I know this piece is a few years old, but I thought I would comment anyway.
I was with you until your last three sentences. I agree, like every other American city’s fringes, suburban Austin has jettisoned its formerly open areas into parking lots and “sad Starbucks sameness.” However, I believe that in recent years the core has attempted to reinvent itself as a walkable place with local restaurants, shops, and flavor. It might not be the same as it once was, but I think it is anything but boring; it is vibrant, welcoming, and fun.
Secondly, I would not place the blame on the “big city” or on the “people dressing up as if it were Halloween.” Rather, I think that we should reflect on our dependence on the car, on its supposed convenience, and on its appetite for wider highways, parking spaces, and big box stores. That paved space is devouring Austin’s natural context and sense of place.
Carrie, I won’t disagree with the downtown area being reinvented…but it’s not “weird” or iconic in any particular way. You could find the same downtown in a lot of other cities.
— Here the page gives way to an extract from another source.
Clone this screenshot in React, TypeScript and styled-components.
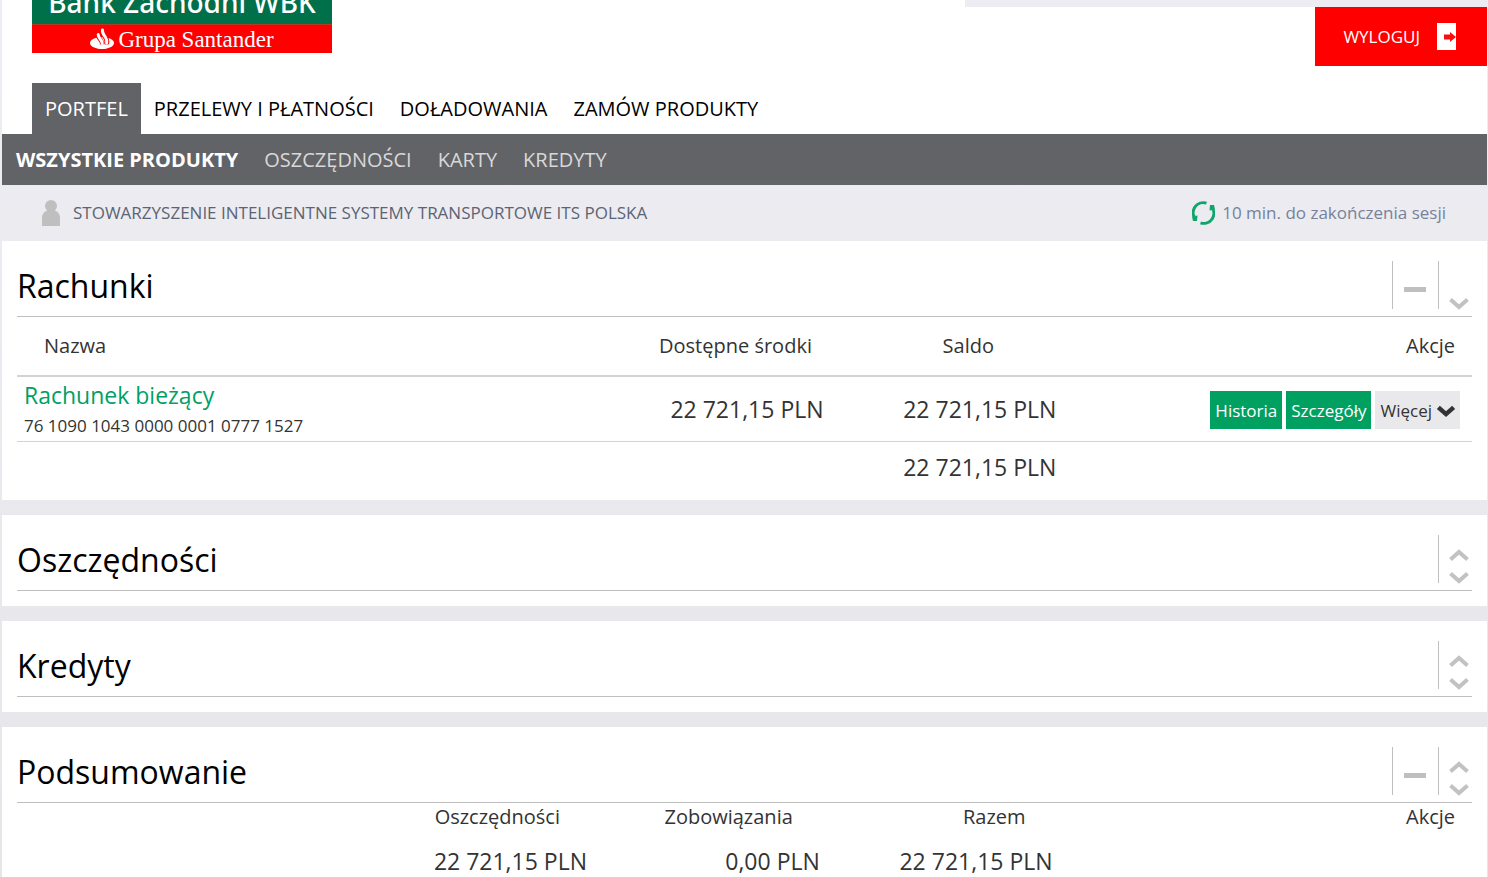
import React from "react";
import styled, { createGlobalStyle } from "styled-components";

const GlobalStyle = createGlobalStyle`
  * { box-sizing: border-box; }
  body {
    margin: 0;
    background: linear-gradient(#eeedf3, #e6e5ea);
    color: #333;
    font-family: "Open Sans", "Noto Sans", sans-serif;
    font-size: 20px;
  }
  h1, h2, p { margin: 0; font-weight: 400; }
  a { color: inherit; text-decoration: none; }
  button { font-family: inherit; border: 0; cursor: pointer; }
  svg { display: block; flex: none; }
`;

const Page = styled.div`
  display: flex;
  flex-direction: column;
  min-height: 100vh;
  padding: 0 1px 0 2px;
`;

const Header = styled.header`
  background: #fff;
`;

const HeaderTop = styled.div`
  display: flex;
  justify-content: space-between;
  height: 83px;
  padding-left: 30px;
`;

const Logo = styled.a`
  width: 300px;
  height: 53px;
  display: flex;
  flex-direction: column;
  color: #fff;
  background: #f00;
`;

const BankName = styled.span`
  display: flex;
  align-items: flex-end;
  justify-content: center;
  height: 24px;
  overflow: hidden;
  background: #00704a;
  font: 500 28px/44px "Noto Sans", sans-serif;
  white-space: nowrap;
`;

const GroupName = styled.span`
  display: flex;
  align-items: center;
  justify-content: center;
  gap: 4px;
  height: 29px;
  border-top: 1px solid #b83a25;
  font: 23px/28px "Liberation Serif", serif;
`;

const GroupText = styled.span`
  padding-top: 2px;
`;

const HeaderSide = styled.div`
  display: flex;
  flex-direction: column;
  align-items: flex-end;
  width: 522px;
  border-top: 7px solid #edecf2;
`;

const Logout = styled.button`
  display: flex;
  align-items: center;
  gap: 17px;
  height: 59px;
  padding: 0 31px 0 28px;
  background: #f00;
  color: #fff;
  font-size: 17px;
`;

const Tabs = styled.nav`
  display: flex;
  height: 51px;
  padding-left: 30px;
`;

const Tab = styled.a<{ $active?: boolean }>`
  padding: 0 13px;
  line-height: 51px;
  background: ${(p) => (p.$active ? "#626366" : "transparent")};
  && { color: ${(p) => (p.$active ? "#fff" : "#000")}; }
`;

const SubNav = styled.nav`
  display: flex;
  height: 51px;
  padding-left: 1px;
  background: #626366;
`;

const SubLink = styled.a<{ $active?: boolean }>`
  padding: 0 13px;
  line-height: 51px;
  font-weight: ${(p) => (p.$active ? 700 : 400)};
  && { color: ${(p) => (p.$active ? "#fff" : "#d8d8da")}; }
`;

const UserBar = styled.div`
  display: flex;
  align-items: center;
  justify-content: space-between;
  height: 56px;
  padding: 0 41px 0 40px;
  font-size: 17px;
  line-height: 24px;
`;

const User = styled.div`
  display: flex;
  align-items: center;
  gap: 13px;
  color: #5b6473;
`;

const Session = styled.div`
  display: flex;
  align-items: center;
  gap: 7px;
  color: #76829a;
`;

const Main = styled.main`
  flex: 1;
  display: flex;
  flex-direction: column;
  gap: 15px;
`;

const Panel = styled.section`
  padding: 20px 15px 15px;
  background: #fff;
  &:last-child { flex: 1; padding-bottom: 0; }
`;

const PanelHead = styled.div`
  display: flex;
  justify-content: space-between;
  height: 56px;
  border-bottom: 1px solid #bfbfbf;
`;

const PanelTitle = styled.h2`
  font-size: 32px;
  line-height: 50px;
  color: #000;
`;

const Controls = styled.div`
  display: flex;
  height: 48px;
`;

const ControlGroup = styled.div<{ $wide?: boolean }>`
  display: flex;
  flex-direction: column;
  justify-content: flex-end;
  align-items: center;
  gap: 10px;
  width: ${(p) => (p.$wide ? 46 : 34)}px;
  padding: ${(p) => (p.$wide ? "0 1px 17px 0" : "0 0 0 7px")};
  border-left: 1px solid #bfbfbf;
`;

const IconButton = styled.button`
  display: block;
  padding: 0;
  background: none;
`;

const Table = styled.table`
  width: 100%;
  border-collapse: separate;
  border-spacing: 0;
  table-layout: fixed;
  th, td { padding: 0; }
  th { font-weight: 400; }
`;

const Col = styled.col<{ $share: number }>`
  width: ${(p) => p.$share}%;
`;

const AccountHead = styled.th`
  height: 60px;
  border-bottom: 2px solid #d3d3d3;
  && { padding: 0 18px 2px 0; }
  &&:first-child { padding-left: 27px; text-align: left; }
  &&:last-child { padding-right: 17px; text-align: right; }
`;

const AccountCell = styled.td`
  height: 65px;
  border-bottom: 1px solid #d3d3d3;
  && { padding-top: 2px; }
  &&:first-child { padding-left: 7px; }
  &&:last-child { padding-right: 12px; }
`;

const Money = styled.td`
  && { padding-left: 5px; }
  border-bottom: 1px solid #d3d3d3;
  text-align: center;
  font-size: 23px;
`;

const TotalRow = styled.tr`
  && td { height: 43px; border: 0; padding-top: 7px; }
`;

const AccountName = styled.a`
  display: block;
  font-size: 23px;
  line-height: 32px;
  && { color: #009f66; }
`;

const AccountNumber = styled.span`
  display: block;
  font-size: 17px;
  line-height: 30px;
`;

const Actions = styled.div`
  display: flex;
  justify-content: flex-end;
  gap: 4px;
`;

const Action = styled.button<{ $muted?: boolean }>`
  display: flex;
  align-items: center;
  gap: 5px;
  height: 38px;
  padding: 0 5px;
  font-size: 17px;
  color: ${(p) => (p.$muted ? "#333" : "#fff")};
  background: ${(p) => (p.$muted ? "#e9e9eb" : "#00a061")};
`;

const SummaryHead = styled.th`
  height: 42px;
  text-align: right;
  vertical-align: top;
  line-height: 28px;
  && { padding-right: 39px; }
  &&:last-child { padding-right: 17px; }
`;

const SummaryCell = styled.td`
  height: 32px;
  text-align: right;
  font-size: 23px;
  line-height: 32px;
  && { padding-right: 12px; }
`;

const Flame = () => (
  <svg width="24" height="22" viewBox="0 0 24 22" aria-hidden="true">
    <ellipse cx="12" cy="15" rx="12" ry="6" fill="#fff" />
    <g fill="none" strokeLinecap="round">
      <path d="M12.500 2c-.5 3 1 4.500 2.800 7 1.300 1.900 2 3.500 1.400 6" stroke="#f00" strokeWidth="5" />
      <path d="M8 6.500c0 2.500 1.300 3.700 3 6 1 1.400 1.400 2.500 1 4" stroke="#f00" strokeWidth="4.500" />
      <path d="M12.500 2c-.5 3 1 4.500 2.800 7 1.300 1.900 2 3.500 1.400 6" stroke="#fff" strokeWidth="3" />
      <path d="M8.200 6.500c0 2.500 1.300 3.700 3 6 1 1.400 1.400 2.500 1 4" stroke="#fff" strokeWidth="3" />
    </g>
    <path d="M3 16.500h18c-1 3-5 4.500-9 4.500s-8-1.500-9-4.500z" fill="#fff" />
  </svg>
);

const ExitIcon = () => (
  <svg width="19" height="27" viewBox="0 0 19 27" aria-hidden="true">
    <path fill="#fff" d="M0 0h19v27H0z" />
    <path fill="#f5100f" d="M7 11.500h6V9l6 5-6 5v-2.500H7z" />
  </svg>
);

const PersonIcon = () => (
  <svg width="18" height="26" viewBox="0 0 18 26" fill="#bfbfbf" aria-hidden="true">
    <circle cx="9" cy="6" r="6" />
    <path d="M0 26v-8c0-4 2-6.500 5.500-7.500h7c3.500 1 5.500 3.500 5.500 7.500v8z" />
  </svg>
);

const RefreshIcon = () => (
  <svg width="23" height="24" viewBox="0 0 23 24" fill="none" stroke="#10a56c" strokeWidth="3" aria-hidden="true">
    <path d="M14.500 2.200A10 10 0 0 0 3.500 18" />
    <path d="M8.500 21.800A10 10 0 0 0 19.500 6" />
    <path d="M0 15.500 5.500 14.500 5 20H1zM23 8.500 17.500 9.500 18 4h4z" fill="#10a56c" stroke="none" />
  </svg>
);

const Chevron = ({ up, dark }: { up?: boolean; dark?: boolean }) => (
  <svg
    width={dark ? 18 : 20}
    height={dark ? 11 : 12}
    viewBox="0 0 20 12"
    overflow="visible"
    fill="none"
    stroke={dark ? "#333" : "#c2c2c2"}
    strokeWidth={dark ? 5 : 4}
    aria-hidden="true"
  >
    <path d={up ? "M1.500 10.500 10 3l8.500 7.500" : "M1.500 2.500 10 10l8.500-7.500"} />
  </svg>
);

const MinusIcon = () => (
  <svg width="22" height="5" viewBox="0 0 22 5" fill="#bfbfbf" aria-hidden="true">
    <path d="M0 0h22v5H0z" />
  </svg>
);

interface PanelProps {
  title: string;
  collapsible?: boolean;
  first?: boolean;
  children?: React.ReactNode;
}

const ProductPanel = ({ title, collapsible, first, children }: PanelProps) => (
  <Panel>
    <PanelHead>
      <PanelTitle>{title}</PanelTitle>
      <Controls>
        {collapsible && (
          <ControlGroup $wide>
            <IconButton aria-label={`Zwiń: ${title}`}>
              <MinusIcon />
            </IconButton>
          </ControlGroup>
        )}
        <ControlGroup>
          {!first && (
            <IconButton aria-label={`Przesuń w górę: ${title}`}>
              <Chevron up />
            </IconButton>
          )}
          <IconButton aria-label={`Przesuń w dół: ${title}`}>
            <Chevron />
          </IconButton>
        </ControlGroup>
      </Controls>
    </PanelHead>
    {children}
  </Panel>
);

const tabs = ["PORTFEL", "PRZELEWY I PŁATNOŚCI", "DOŁADOWANIA", "ZAMÓW PRODUKTY"];
const subLinks = ["WSZYSTKIE PRODUKTY", "OSZCZĘDNOŚCI", "KARTY", "KREDYTY"];

export default function App() {
  return (
    <>
      <GlobalStyle />
      <Page>
        <Header>
          <HeaderTop>
            <Logo href="#">
              <BankName>Bank Zachodni WBK</BankName>
              <GroupName>
                <Flame />
                <GroupText>Grupa Santander</GroupText>
              </GroupName>
            </Logo>
            <HeaderSide>
              <Logout>
                WYLOGUJ
                <ExitIcon />
              </Logout>
            </HeaderSide>
          </HeaderTop>
          <Tabs>
            {tabs.map((label, i) => (
              <Tab key={label} href="#" $active={i === 0}>{label}</Tab>
            ))}
          </Tabs>
          <SubNav>
            {subLinks.map((label, i) => (
              <SubLink key={label} href="#" $active={i === 0}>{label}</SubLink>
            ))}
          </SubNav>
        </Header>
        <UserBar>
          <User>
            <PersonIcon />
            STOWARZYSZENIE INTELIGENTNE SYSTEMY TRANSPORTOWE ITS POLSKA
          </User>
          <Session>
            <RefreshIcon />
            10 min. do zakończenia sesji
          </Session>
        </UserBar>
        <Main>
          <ProductPanel title="Rachunki" collapsible first>
            <Table>
              <colgroup>
                <Col $share={42} />
                <Col $share={16} />
                <Col $share={16} />
                <Col $share={26} />
              </colgroup>
              <thead>
                <tr>
                  <AccountHead>Nazwa</AccountHead>
                  <AccountHead>Dostępne środki</AccountHead>
                  <AccountHead>Saldo</AccountHead>
                  <AccountHead>Akcje</AccountHead>
                </tr>
              </thead>
              <tbody>
                <tr>
                  <AccountCell>
                    <AccountName href="#">Rachunek bieżący</AccountName>
                    <AccountNumber>76 1090 1043 0000 0001 0777 1527</AccountNumber>
                  </AccountCell>
                  <Money>22 721,15 PLN</Money>
                  <Money>22 721,15 PLN</Money>
                  <AccountCell>
                    <Actions>
                      <Action>Historia</Action>
                      <Action>Szczegóły</Action>
                      <Action $muted>
                        Więcej
                        <Chevron dark />
                      </Action>
                    </Actions>
                  </AccountCell>
                </tr>
                <TotalRow>
                  <AccountCell />
                  <Money />
                  <Money>22 721,15 PLN</Money>
                  <AccountCell />
                </TotalRow>
              </tbody>
            </Table>
          </ProductPanel>
          <ProductPanel title="Oszczędności" />
          <ProductPanel title="Kredyty" />
          <ProductPanel title="Podsumowanie" collapsible>
            <Table>
              <colgroup>
                <Col $share={40} />
                <Col $share={16} />
                <Col $share={16} />
                <Col $share={28} />
              </colgroup>
              <thead>
                <tr>
                  <SummaryHead>Oszczędności</SummaryHead>
                  <SummaryHead>Zobowiązania</SummaryHead>
                  <SummaryHead>Razem</SummaryHead>
                  <SummaryHead>Akcje</SummaryHead>
                </tr>
              </thead>
              <tbody>
                <tr>
                  <SummaryCell>22 721,15 PLN</SummaryCell>
                  <SummaryCell>0,00 PLN</SummaryCell>
                  <SummaryCell>22 721,15 PLN</SummaryCell>
                  <SummaryCell />
                </tr>
              </tbody>
            </Table>
          </ProductPanel>
        </Main>
      </Page>
    </>
  );
}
Downtown if very walkable, indeed, but it presents various difficulties for anyone who doesn’t already live downtown, i.e., parking!! I agree with you about the car…but the real iconic place were never out in the suburbs (well, maybe Soap Creek Saloon) and there are ways around total destruction, e.g., Broken Spoke. I read an interesting book (I think it was by Michael Harrington) who contends that everything wrong in America can be blamed on the car, e.g., sexual promiscuity among teenagers, social alienation, and urban sprawl. Please comment any time on any blog entry… enjoy hearing other thoughts.
You brought back memories. Thanks!
Chequered Flag! I saw Frummox there, and Robert Klein, and Judy Tenuta.
I only came to Austin full-time in January 1971. Looking back on it now, it all was so innocent. I feel very Proustian, trying to mentally recapture that lost time.
Hooray, another Chequered Flag patron! We are sure lucky to have all these memories to recapture….just don’t take as long as Proust.